FLYING KITES, FEEDING BIRDS AND STAYING AWAKE...
Sometimes I wish I knew a Mary Poppins so that I might ask her for guidance with the really important things in life. You know. Like, how do I get this stain out of my shirt and where I can find a bike helmet that won't make me look like a dork. I should think she would offer excellent advice and could probably even pull the answers out of her carpet bag. I could share her with Jane and Michael Banks. It could be a sort of gay glitter nanny share program. I'm just sayin'.
5 Comments:
Matty, you need a Bell faction helmet, which was designed by Dave Mirra. You may disagree, but I believe I look really rad in mine. . .
So let's see your South Park character!
Toodles.
Yo, y'all, COMMENT!!
Hey, I'm listening to Brian Jonestown Massacre. Rad!!

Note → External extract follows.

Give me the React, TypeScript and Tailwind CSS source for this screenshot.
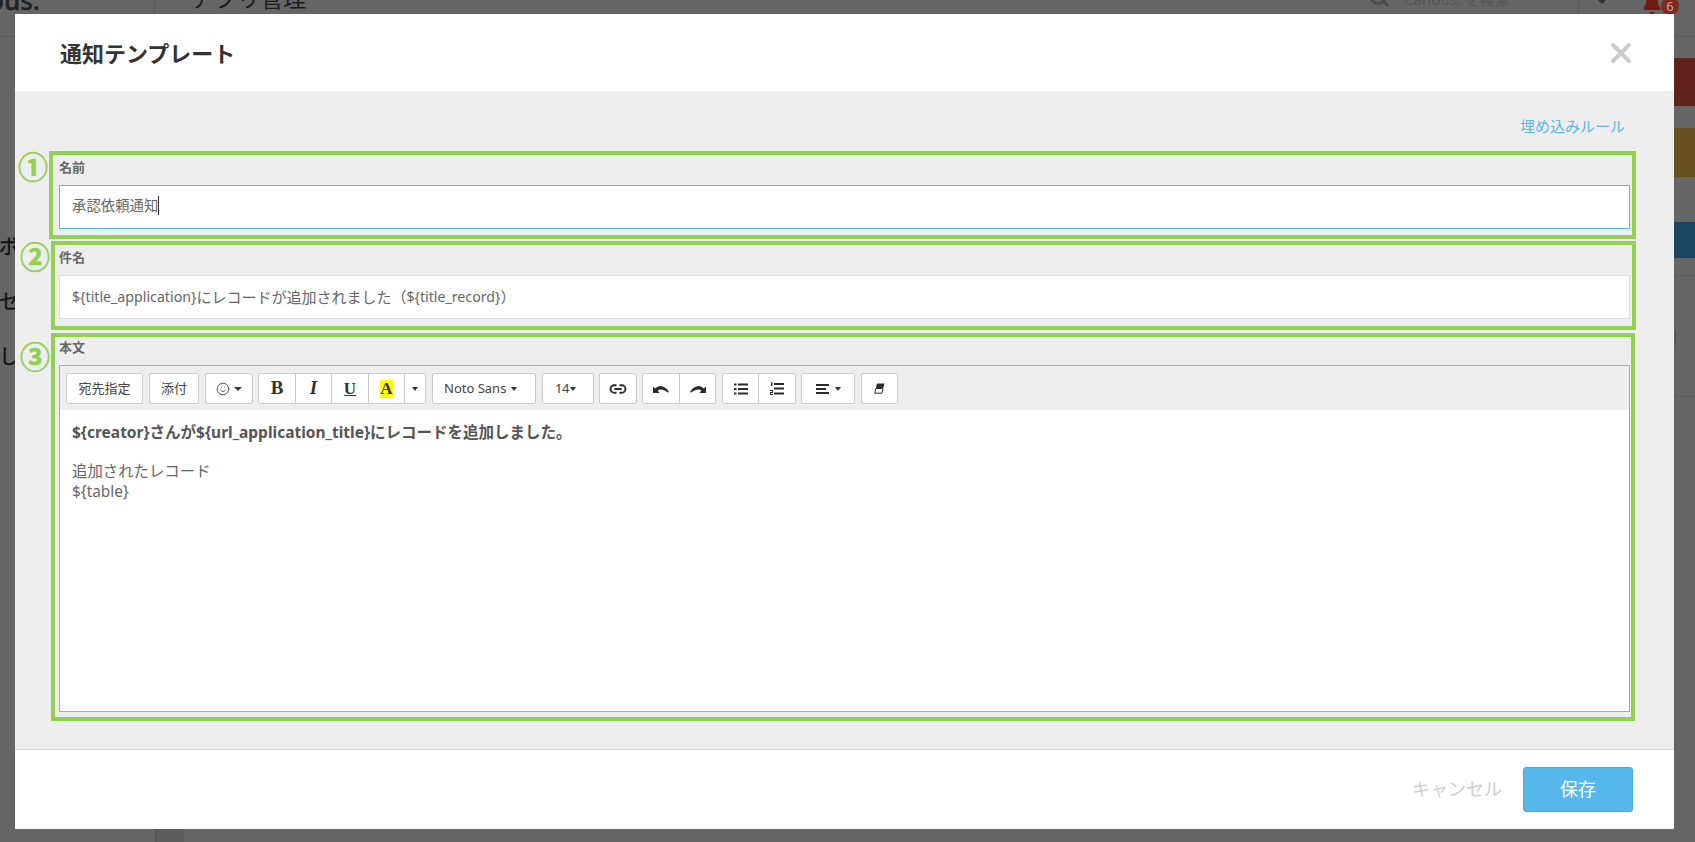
import { ReactNode } from "react"
import { X, Search, Bell, Link2, Smile } from "lucide-react"

function Caret({ small = false, className = "" }: { small?: boolean; className?: string }) {
  return (
    <span
      className={`inline-block w-0 h-0 border-x-transparent border-t-[#333] ${
        small ? "border-x-[3px] border-t-[4px]" : "border-x-[4px] border-t-[4px]"
      } ${className}`}
    />
  )
}

function ToolButton({ width, children, className = "" }: { width: string; children: ReactNode; className?: string }) {
  return (
    <div className={`h-[31px] flex items-center justify-center bg-white border border-[#ccc] rounded-[2px] text-[13px] text-[#444] ${width} ${className}`}>
      {children}
    </div>
  )
}

function GroupCell({ width, children, last = false }: { width: string; children: ReactNode; last?: boolean }) {
  return (
    <div className={`h-full flex items-center justify-center ${width} ${last ? "" : "border-r border-[#ccc]"}`}>
      {children}
    </div>
  )
}

function Group({ width, className = "", children }: { width: string; className?: string; children: ReactNode }) {
  return <div className={`h-[31px] flex bg-white border border-[#ccc] rounded-[2px] ${width} ${className}`}>{children}</div>
}

function UndoIcon({ flip = false }: { flip?: boolean }) {
  return (
    <svg width="16" height="8" viewBox="0 0 16 8" className={flip ? "-scale-x-100" : ""}>
      <path d="M0 1.6 L0 8 L6.6 8 L4.6 5.8 C6.6 4 9.6 3.6 14.6 7.4 L16 7 C12 0.6 6.2 -0.8 2.2 3.6 Z" fill="#2a2a2a" />
    </svg>
  )
}

function BulletList() {
  return (
    <svg width="14" height="12" viewBox="0 0 14 12" fill="#2a2a2a">
      <rect x="0" y="0.5" width="2.5" height="2" />
      <rect x="0" y="5" width="2.5" height="2" />
      <rect x="0" y="9.5" width="2.5" height="2" />
      <rect x="4" y="0.5" width="10" height="2" />
      <rect x="4" y="5" width="10" height="2" />
      <rect x="4" y="9.5" width="10" height="2" />
    </svg>
  )
}

function NumberList() {
  return (
    <svg width="14" height="13" viewBox="0 0 14 13" fill="#2a2a2a">
      <rect x="1" y="0.5" width="1.5" height="3.5" />
      <rect x="0" y="8" width="3" height="1" />
      <rect x="2" y="9" width="1" height="1" />
      <rect x="0" y="10" width="3" height="1" />
      <rect x="0" y="11" width="1" height="1" />
      <rect x="0" y="12" width="3" height="1" />
      <rect x="4" y="1" width="10" height="2" />
      <rect x="4" y="5.5" width="10" height="2" />
      <rect x="4" y="10.5" width="10" height="2" />
    </svg>
  )
}

function AlignIcon() {
  return (
    <svg width="13" height="10" viewBox="0 0 13 10" fill="#2a2a2a">
      <rect x="0" y="0" width="13" height="2" />
      <rect x="0" y="4" width="10" height="2" />
      <rect x="0" y="8" width="13" height="2" />
    </svg>
  )
}

function EraserIcon() {
  return (
    <svg width="11" height="11" viewBox="0 0 11 11">
      <path d="M3 0.5 L10.5 0.5 L9 6 L1.6 6 Z" fill="#2a2a2a" />
      <path d="M1.6 6 L0.8 10.2 L7.8 10.2 L9 6" fill="none" stroke="#2a2a2a" strokeWidth="1" />
    </svg>
  )
}

function Toolbar() {
  return (
    <div className="h-[44px] bg-[#eee] pl-[6px] pt-[7px] flex items-start">
      <ToolButton width="w-[77px]">宛先指定</ToolButton>
      <ToolButton width="w-[50px]" className="ml-[6px]">添付</ToolButton>
      <ToolButton width="w-[48px]" className="ml-[6px] gap-[4px]">
        <Smile size={14} strokeWidth={1.5} color="#444" />
        <Caret />
      </ToolButton>
      <Group width="w-[168px]" className="ml-[5px]">
        <GroupCell width="w-[37px]"><span className="font-['Liberation_Serif',serif] font-bold text-[19px] text-[#333]">B</span></GroupCell>
        <GroupCell width="w-[36px]"><span className="font-['Liberation_Serif',serif] font-bold italic text-[19px] text-[#333]">I</span></GroupCell>
        <GroupCell width="w-[37px]"><span className="font-['Liberation_Serif',serif] font-bold underline text-[17px] text-[#333]">U</span></GroupCell>
        <GroupCell width="w-[36px]"><span className="font-['Liberation_Serif',serif] font-bold text-[17px] leading-[18px] w-[13px] text-center bg-[#ffff00] text-[#333]">A</span></GroupCell>
        <GroupCell width="flex-1" last><Caret small /></GroupCell>
      </Group>
      <ToolButton width="w-[104px]" className="ml-[6px] justify-start! pl-[11px] gap-[5px]">
        Noto Sans
        <Caret small />
      </ToolButton>
      <ToolButton width="w-[52px]" className="ml-[6px] justify-start! pl-[12px] gap-[1px] tracking-[-0.5px]">
        14
        <Caret small />
      </ToolButton>
      <ToolButton width="w-[38px]" className="ml-[5px]">
        <Link2 size={18} strokeWidth={2.5} color="#2a2a2a" />
      </ToolButton>
      <Group width="w-[74px]" className="ml-[5px]">
        <GroupCell width="w-[37px]"><UndoIcon /></GroupCell>
        <GroupCell width="flex-1" last><UndoIcon flip /></GroupCell>
      </Group>
      <Group width="w-[74px]" className="ml-[6px]">
        <GroupCell width="w-[36px]"><BulletList /></GroupCell>
        <GroupCell width="flex-1" last><NumberList /></GroupCell>
      </Group>
      <ToolButton width="w-[54px]" className="ml-[5px] gap-[6px]">
        <AlignIcon />
        <Caret small />
      </ToolButton>
      <ToolButton width="w-[37px]" className="ml-[6px]">
        <EraserIcon />
      </ToolButton>
    </div>
  )
}

function Marker({ children, top }: { children: string; top: string }) {
  return (
    <span className={`absolute left-[-35px] ${top} w-[30px] text-center text-[#92d050] font-bold text-[30px] leading-[30px] [-webkit-text-stroke:0.6px_#92d050]`}>
      {children}
    </span>
  )
}

function Modal() {
  return (
    <div className="absolute left-[15px] top-[14px] w-[1659px] h-[815px] flex flex-col bg-white">
      <div className="h-[77px] shrink-0 flex items-center justify-between pl-[45px] pr-[37px]">
        <h2 className="text-[22px] font-bold leading-[30px] text-[#333]">通知テンプレート</h2>
        <X size={32} strokeWidth={3} color="#cccccc" />
      </div>

      <div className="flex-1 min-h-0 bg-[#eee]">
        <div className="h-[60px] pt-[25px] pr-[49px] text-right text-[15px] leading-[20px] text-[#5bb7ea]">埋め込みルール</div>

        <div className="relative ml-[34px] w-[1587px] h-[88px] border-[4px] border-[#92d050] pl-[6px] pr-[2px] pt-[3px]">
          <Marker top="top-[-3px]">①</Marker>
          <div className="text-[13px] leading-[18px] font-bold text-[#666]">名前</div>
          <div className="mt-[9px] h-[44px] flex items-center bg-white border border-[#5ab3e0] px-[12px] pb-[3px] text-[14.4px] text-[#666]">
            承認依頼通知
            <span className="w-px h-[19px] bg-[#333]" />
          </div>
        </div>

        <div className="relative mt-[2px] ml-[36px] w-[1585px] h-[89px] border-[4px] border-[#92d050] pl-[4px] pr-[2px] pt-[3px]">
          <Marker top="top-[-3px]">②</Marker>
          <div className="text-[13px] leading-[18px] font-bold text-[#666]">件名</div>
          <div className="mt-[9px] h-[44px] flex items-center bg-white border border-[#ddd] px-[12px] text-[14.2px] text-[#666]">
            {"${title_application}"}
            <span className="text-[15px]">にレコードが追加されました（</span>
            {"${title_record}"}
            <span className="text-[15px]">）</span>
          </div>
        </div>

        <div className="relative mt-[3px] ml-[36px] w-[1584px] h-[388px] border-[4px] border-[#92d050] pl-[4px] pr-[1px] pt-px">
          <Marker top="top-[5px]">③</Marker>
          <div className="text-[13px] leading-[18px] font-bold text-[#666]">本文</div>
          <div className="mt-[9px] h-[347px] border border-[#aaa] bg-white">
            <Toolbar />
            <div className="px-[12px] pt-[12px] text-[15.4px] leading-[20px] text-[#666]">
              <p className="font-bold text-[15.5px] text-[#555]">{"${creator}さんが${url_application_title}にレコードを追加しました。"}</p>
              <p className="h-[20px]" />
              <p>追加されたレコード</p>
              <p>{"${table}"}</p>
            </div>
          </div>
        </div>
      </div>

      <div className="h-[80px] shrink-0 border-t border-[#d5d5d5] bg-white flex items-start justify-end pt-[17px] pr-[41px]">
        <span className="h-[45px] flex items-center text-[18px] text-[#d0d0d0]">キャンセル</span>
        <button className="ml-[21px] w-[110px] h-[45px] rounded-[3px] bg-[#55b7ea] border border-[#4aa8e0] text-[18px] text-white">保存</button>
      </div>
    </div>
  )
}

export default function App() {
  return (
    <div className="relative h-[842px] w-[1695px] overflow-hidden flex flex-col bg-[#656565] font-['Noto_Sans','Noto_Sans_CJK_JP',sans-serif]">
      {/* dimmed page behind the dialog */}
      <div className="h-[37px] shrink-0 overflow-hidden border-b border-[#5a5a5a]">
        <div className="-mt-[26px] h-[36px] flex items-center">
          <div className="w-[167px] h-[60px] shrink-0 flex items-center pt-[16px] border-r border-[#595959] text-[26px] font-medium text-[#222] -ml-[12px] [-webkit-text-stroke:0.4px_#222]">ous.</div>
          <span className="ml-[36px] mt-[11px] text-[23px] leading-[36px] text-[#1c1c1c]">アプリ管理</span>
          <Search size={22} strokeWidth={3} color="#4c4c4c" className="ml-auto mt-[10px]" />
          <span className="ml-[14px] mt-[14px] w-[174px] text-[15px] text-[#555]">Canbus. を検索</span>
          <span className="w-px h-[60px] bg-[#595959]" />
          <Caret className="ml-[19px] mt-[20px]" />
          <Bell size={20} fill="#6e1b14" color="#6e1b14" className="ml-[36px] mt-[26px]" />
          <span className="-ml-px mr-[16px] mt-[27px] w-[18px] h-[18px] shrink-0 rounded-full bg-[#7c2a20] text-[#c4a89f] text-[13px] leading-[18px] text-center">6</span>
        </div>
      </div>

      <div className="flex-1 min-h-0 flex justify-between">
        <div className="w-[15px] mt-[200px] -ml-[1px] text-[20px] leading-[20px] text-[#111] [-webkit-text-stroke:0.3px_#111]">
          <div>ボ</div>
          <div className="mt-[35px]">セ</div>
          <div className="mt-[35px]">し</div>
        </div>
        <div className="w-[21px]">
          <div className="mt-[21px] h-[48px] bg-[#5f211b]" />
          <div className="mt-[22px] h-[49px] bg-[#675022]" />
          <div className="mt-[45px] h-[36px] bg-[#1a4663]" />
          <div className="mt-[17px] h-px bg-[#5a5a5a]" />
          <div className="mt-[54px] ml-px w-px h-[15px] bg-[#5a4060]" />
          <div className="mt-[51px] h-px bg-[#5a5a5a]" />
        </div>
      </div>

      <div className="h-[13px] shrink-0 ml-[155px] w-[29px] bg-[#5c5c5c] border-l border-[#505050]" />

      <Modal />
    </div>
  )
}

write a book Matty. I'm serious. Make the book your focus, and not the blog. If I were your nanny I would tell you this.
-ginab
Ing -- do they make it in pink with little hello kitty icon'ery? Other wise, I think I should just let the cool san fan breeze run thru that little patch of hair I still have left.
I keep meaning to do my south park character but forget. will try to get to that!
I'm listening to Joni Mitchell! Not so rad, but ice cool.
Gina - Oh dear. I don't think I could fashion up a book. Too many random sentences and ideas without strings of connection I should think. ...but, a spoonful of sugar...
Maybe this thought will help you with the bicycle helmet conundum: When viewed from the proper angle, a bicycle helmet always makes your head look like a penis. This is a great thing to think about as you're cruising the neighborhood on your schwinn.